Le vice-président (M. Campbell): Votre organisme a-t-il effectué des recherches ou est-il en possession de statistiques qui montreraient quelles économies il en découlerait?

M. Daigle: Nous n'avons pas de statistiques sur les économies que cela entraînerait. Mais quand on observe ce qui s'est produit dans les organismes du secteur privé qui ont entrepris des restructurations et des réorganisations fondamentales, on s'aperçoit, je pense, que l'on peut réaliser des gains en efficacité beaucoup plus importants qu'on croit. Non seulement cela, on crée ainsi un gouvernement capable de soutenir le développement économique d'une façon beaucoup plus positive que ce n'est le cas actuellement.

Le vice-président (M. Campbell): Veuillez poursuivre, s'il vous plaît. Vous avez fixé un objectif très ambitieux: réduire le déficit à zéro en trois ans, mais vous n'avez formulé que de vagues concepts à propos de la façon dont on pourrait faire les économies nécessaires, si ce n'est qu'il ne faudrait pas augmenter les impôts. Peut-être allez-vous développer vos idées au cours des deux ou trois minutes qu'il vous reste.

M. Daigle: Avec tout le respect que je vous dois, monsieur le président, s'il s'agit de chiffres irréalistes, nous aimerions savoir quel objectif propose le gouvernement.

Le vice-président (M. Campbell): Monsieur, je n'ai pas dit qu'il s'agissait de chiffres irréalistes. Ce sont les chiffres que vous avancez et je vous demande simplement comment vous envisagez atteindre cet objectif. C'est le genre d'information que nous aimerions avoir avant de rentrer à Ottawa.

M. Daigle: Je vais vous laisser un exemplaire de notre mémoire de l'année dernière, dans lequel vous trouverez environ 16 pages de suggestions.

Le vice-président (M. Campbell): Merci. Pourriez-vous conclure?
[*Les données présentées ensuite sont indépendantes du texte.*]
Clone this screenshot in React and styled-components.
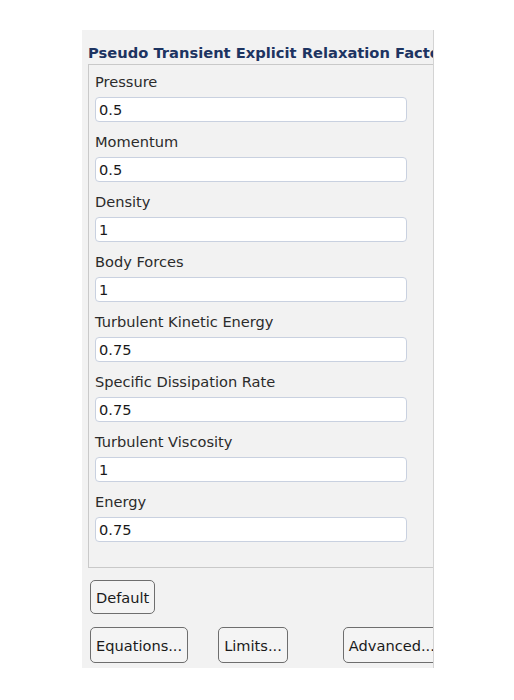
import React from "react";
import styled, { createGlobalStyle } from "styled-components";

const GlobalStyle = createGlobalStyle`
  body {
    margin: 0;
    background: #ffffff;
    font-family: "DejaVu Sans", "Liberation Sans", sans-serif;
  }
`;

const factors = [
  { label: "Pressure", value: "0.5" },
  { label: "Momentum", value: "0.5" },
  { label: "Density", value: "1" },
  { label: "Body Forces", value: "1" },
  { label: "Turbulent Kinetic Energy", value: "0.75" },
  { label: "Specific Dissipation Rate", value: "0.75" },
  { label: "Turbulent Viscosity", value: "1" },
  { label: "Energy", value: "0.75" },
];

export default function App() {
  return (
    <>
      <GlobalStyle />
      <Panel>
        <Title>Pseudo Transient Explicit Relaxation Factors</Title>
        <GroupBox>
          {factors.map((f) => (
            <Field key={f.label}>
              <Label>{f.label}</Label>
              <Input defaultValue={f.value} />
            </Field>
          ))}
        </GroupBox>
        <ButtonRow $top={12}>
          <Button $h={34}>Default</Button>
        </ButtonRow>
        <ButtonRow $top={13}>
          <Button>Equations...</Button>
          <Button $ml={30}>Limits...</Button>
          <Button $ml={55}>Advanced...</Button>
        </ButtonRow>
      </Panel>
    </>
  );
}

const Panel = styled.div`
  margin: 30px 0 0 82px;
  width: 351px;
  height: 638px;
  background: #f2f2f2;
  border-right: 1px solid #d4d4d4;
  overflow: hidden;
  display: flex;
  flex-direction: column;
`;

const Title = styled.div`
  margin: 14px 0 0 6px;
  font-size: 14.7px;
  font-weight: bold;
  color: #1d3461;
  white-space: nowrap;
  line-height: 18px;
`;

const GroupBox = styled.div`
  margin: 2px -20px 0 6px;
  border: 1px solid #c9c9c9;
  padding: 7px 0 25px 6px;
  display: flex;
  flex-direction: column;
  gap: 10px;
`;

const Field = styled.div`
  display: flex;
  flex-direction: column;
  gap: 5px;
`;

const Label = styled.div`
  font-size: 14.6px;
  color: #2b2b2b;
  line-height: 20px;
`;

const Input = styled.input`
  width: 312px;
  height: 25px;
  box-sizing: border-box;
  border: 1px solid #c9d1e0;
  border-radius: 4px;
  background: #ffffff;
  padding: 0 3px;
  font-family: "DejaVu Sans", sans-serif;
  font-size: 14.6px;
  color: #1a1a1a;
  outline: none;
`;

const ButtonRow = styled.div`
  display: flex;
  margin: ${(p) => p.$top}px 0 0 8px;
  white-space: nowrap;
`;

const Button = styled.button`
  flex-shrink: 0;
  height: ${(p) => p.$h || 36}px;
  margin-left: ${(p) => p.$ml || 0}px;
  padding: 0 5px;
  border: 1px solid #6e6e6e;
  border-radius: 5px;
  background: #f4f4f4;
  font-family: "DejaVu Sans", sans-serif;
  font-size: 14.6px;
  color: #1a1a1a;
  cursor: pointer;
`;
M. Daigle: Vous avez fait allusion, dans votre deuxième question, à un des domaines auxquels il nous paraît extrêmement important de s'attaquer. Comment peut-on utiliser les mesures budgétaires pour créer un environnement favorable à l'emploi et à la croissance? Nous pensons aujourd'hui qu'il faut commencer par définir ce qui constitue un tel environnement dans une économie qui connaît des changements aussi importants que la nôtre. Nous devons reconnaître qu'il existe dans la région de l'Atlantique une économie régionale et agir en conséquence, et non envisager cette économie comme une partie de l'économie nationale ou comme quatre économies provinciales. Cela exige que l'on adopte une nouvelle façon de penser, de nouvelles stratégies, des structures, des organismes, des institutions et une vision du Canada tout à fait différents.

L'économie de la région de l'Atlantique exige une approche globale. Il faut repenser la façon dont nous planifions et dont nous organisons notre économie régionale pour parvenir à une plus grande prospérité. Il nous faut une nouvelle vision audacieuse. La tendance est de continuer à traiter les régions du pays comme si elles faisaient toujours partie de la vieille économie nationale. Par exemple, le rôle attribué au développement économique régional dans la région de l'Atlantique est défini ainsi:

Nous considérons qu'il s'agit d'une perspective plutôt réactionnaire, quelque peu étroite et négative. Elle ne reconnaît pas l'existence d'une économie régionale et ne correspond pas à une approche régionale.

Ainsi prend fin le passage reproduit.